ECLI:NL:RBDHA:2020:9606
Rechtbank Den Haag
- Eerste aanleg - enkelvoudig
- Rechtspraak.nl
Beslissing over niet tijdig beslissen op asielaanvraag met dwangsom en proceskostenvergoeding
In deze zaak heeft eiser op 29 januari 2019 een aanvraag ingediend voor een verblijfsvergunning asiel voor bepaalde tijd. De rechtbank heeft vastgesteld dat verweerder, de Staatssecretaris van Justitie en Veiligheid, niet tijdig heeft beslist op deze aanvraag. Eiser heeft verweerder op 6 maart 2020 in gebreke gesteld, waarna hij op 17 april 2020 beroep heeft ingesteld tegen het niet tijdig nemen van een besluit.
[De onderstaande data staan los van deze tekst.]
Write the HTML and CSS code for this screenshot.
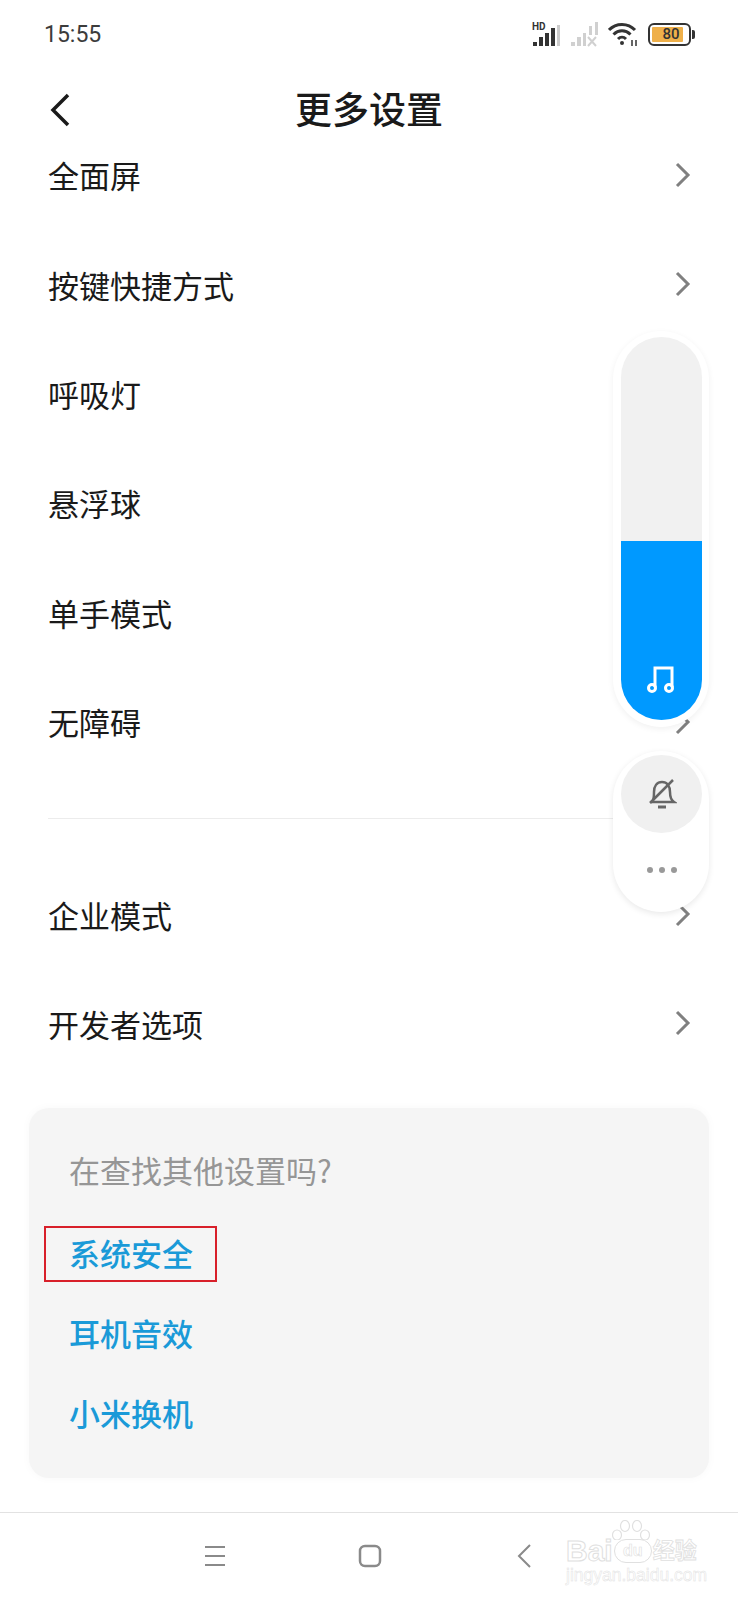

De rechtbank heeft overwogen dat het niet tijdig nemen van een besluit gelijkgesteld kan worden met een besluit in de zin van de Algemene wet bestuursrecht (Awb). De rechtbank heeft verweerder verzocht om alle stukken in te dienen en een verweerschrift in te dienen, waarop verweerder heeft gereageerd met het standpunt dat het beroep niet-ontvankelijk verklaard moest worden vanwege de coronamaatregelen.
De rechtbank heeft echter geoordeeld dat het beroep ontvankelijk is en dat verweerder de beslistermijn heeft overschreden. De rechtbank heeft daarbij verwezen naar eerdere uitspraken en de wettelijke vereisten. De rechtbank heeft bepaald dat verweerder binnen acht weken na de uitspraak een beslissing moet nemen op de asielaanvraag van eiser. Tevens is er een dwangsom van € 100,- per dag opgelegd voor elke dag dat deze termijn wordt overschreden, met een maximum van € 7.500,-. De rechtbank heeft ook de proceskosten van eiser vastgesteld op € 262,50. De uitspraak is gedaan door mr. A.P. Hameete, rechter, en is bekendgemaakt op 30 september 2020.